Under CCSS guidelines, an applicant will be denied a medical services card if she owns assets, including money in bank accounts, valued at over $1,000-$2,000. When Watson applied for the card, an eligibility screener asked if she owned any bank accounts, and Watson stated that she did not. Watson then met with another CCSS employee who asked if she had bank accounts, and Watson again indicated that she did not. Without knowledge that Watson owned two bank accounts worth nearly $25,000, CCSS issued Watson a two-month medical services card in January 1990 and another in March 1990. CCSS paid $2,957.28 for services Watson received from UMC between January and April 1990. Watson’s alleged welfare fraud was discovered when CCSS received an anonymous letter informing CCSS of the PriMerit account.
It is axiomatic that the state must prove every element of a charged offense beyond a reasonable doubt. Slobodian v. State, 107 Nev. 145, 147-48, 808 P.2d 2, 3-4 (1991). Under NRS 205.0832(3), part of Nevada’s general theft statute, the state must prove that a person knowingly caused the unlawful transfer of property or services through a misrepresentation.
In the instant case a “transfer” occurred when CCSS paid for the medical services Watson received on credit from UMC. If Watson’s bank accounts would have rendered her ineligible to receive a medical services card, she would have caused the unlawful transfer of funds from CCSS to UMC through her misrepresentation that she owned no bank accounts. Thus, it was the state’s burden to show beyond a reasonable doubt that Watson’s concealment of her accounts caused the unlawful, or wrongful, payment of money by CCSS to UMC.
The state never clearly showed that Watson would have been ineligible for the card had she disclosed the accounts. The prosecutor’s only evidence was the testimony of one witness. Ms. Leavitt, the social worker who qualified Watson for the card, testified that had Watson disclosed the money, “under the manual, it would have made a difference . . . she would have had to use her own money to pay for her medical expenses.” Watson,
We do not pass on the validity of Watson’s claim. It is not possible to determine from the record whether Watson would have been eligible or ineligible for a medical services card under CCSS eligibility criteria, had the CCSS workers been told of the accounts.

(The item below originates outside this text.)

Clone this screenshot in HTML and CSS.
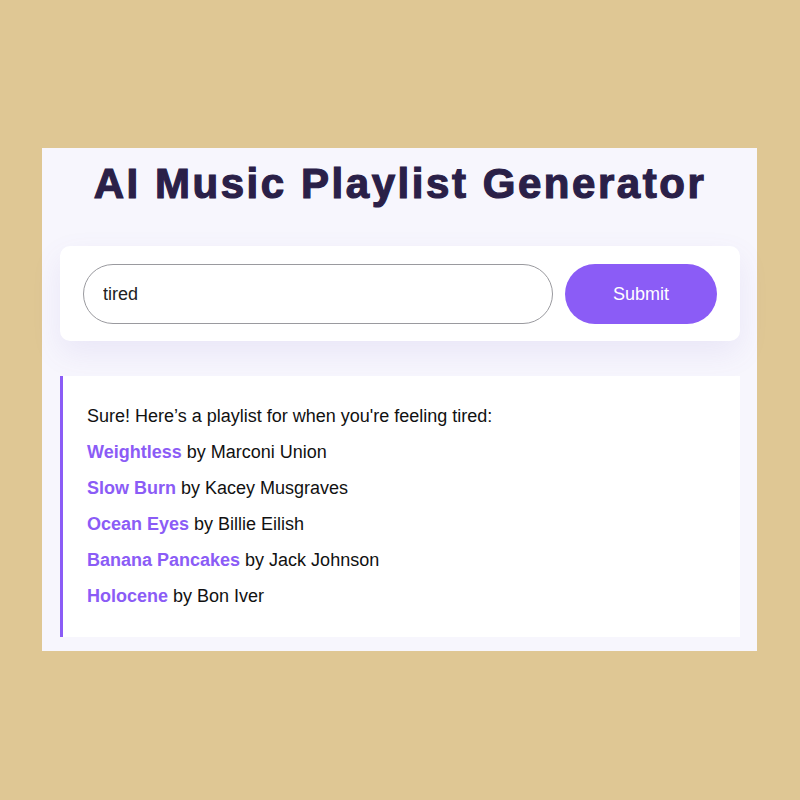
FILE: index.html
```html
<!DOCTYPE html>
<html>
<head>
<meta charset="utf-8">
<link rel="stylesheet" href="styles.css">
</head>
<body>
<main class="card">
  <h1 class="title">AI Music Playlist Generator</h1>
  <form class="form-card">
    <input class="mood-input" type="text" value="tired">
    <button class="submit-btn" type="button">Submit</button>
  </form>
  <section class="results">
    <div class="line">Sure! Here’s a playlist for when you're feeling tired:</div>
    <div class="line"><span class="song">Weightless</span> by Marconi Union</div>
    <div class="line"><span class="song">Slow Burn</span> by Kacey Musgraves</div>
    <div class="line"><span class="song">Ocean Eyes</span> by Billie Eilish</div>
    <div class="line"><span class="song">Banana Pancakes</span> by Jack Johnson</div>
    <div class="line"><span class="song">Holocene</span> by Bon Iver</div>
  </section>
</main>
</body>
</html>
```

FILE: styles.css
```css
* { box-sizing: border-box; }
html, body { margin: 0; padding: 0; }
body {
  background: #dfc794;
  height: 100vh;
  display: flex;
  align-items: center;
  justify-content: center;
  padding: 0 1px 1px 0;
  font-family: "Liberation Sans", Arial, sans-serif;
}
.card {
  width: 715px;
  height: 503px;
  background: #f7f6fd;
  padding: 12px 17px 14px 18px;
  display: flex;
  flex-direction: column;
}
.title {
  margin: 0;
  text-align: center;
  font-size: 42px;
  line-height: 48px;
  font-weight: 700;
  letter-spacing: 2.55px;
  color: #2a2048;
  -webkit-text-stroke: 1.2px #2a2048;
}
.form-card {
  margin: 38px 0 0;
  background: #fff;
  border-radius: 10px;
  padding: 18px 23px 17px;
  display: flex;
  gap: 12px;
  box-shadow: 0 12px 30px rgba(120, 100, 200, 0.10);
}
.mood-input {
  flex: 1;
  height: 60px;
  border: 1px solid #9a9a9f;
  border-radius: 30px;
  padding: 0 19px;
  font-family: "Liberation Sans", Arial, sans-serif;
  font-size: 18px;
  color: #222;
  outline: none;
  background: #fff;
}
.submit-btn {
  width: 152px;
  height: 60px;
  border: none;
  border-radius: 30px;
  background: #8b5cf6;
  color: #fff;
  font-family: "Liberation Sans", Arial, sans-serif;
  font-size: 18px;
}
.results {
  margin-top: 35px;
  background: #fff;
  border-left: 3px solid #8b5cf6;
  padding: 22px 24px 22px;
  flex: 1;
}
.line {
  font-size: 18px;
  line-height: 36px;
  color: #111;
}
.song {
  color: #8b5cf6;
  font-weight: 700;
}
```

We do hold, however, that Watson’s ineligibility was an issue of proof that must have been made at trial, and that it was the state’s burden to show ineligibility beyond a reasonable doubt.
In view of our decision, we decline to address the other issues raised on appeal. The judgment of the district court is reversed.
There was evidence that both the First Western and PriMerit accounts were in Watson’s name. CCSS workers testified that even “trust” accounts are considered assets of the named account holder. This is especially true of “Totten trust” accounts, which allow the owner to use the money during life, with the balance passing to the named beneficiaries upon the owner’s death, thereby avoiding probate. See Byrd v. Lanahan, 105 Nev. 707, 710, 783 P.2d 426, 428 (1989) (citing In re Totten, 71 N.E. 748, 752 (N.Y. 1904)). In addition, the state presented evidence that Watson used the money in the accounts to pay for personal expenses. She allegedly depleted the First Western account, and approximately $5,000 remained in the PriMerit account on June 26, 1991.
NRS 205.0832(3) provides:
A person commits theft if, without lawful authority, [s]he knowingly . . . [o]btains . . . personal property or [services] by a material misrepresentation with intent to deprive [a] person of the property or services. As used in this subsection, “material misrepresentation” means the use of any pretense, or the making of any promise, representation or statement of present, past or future fact which is fraudulent and which, when used or made, is instrumental in causing the wrongful control or transfer of property or services.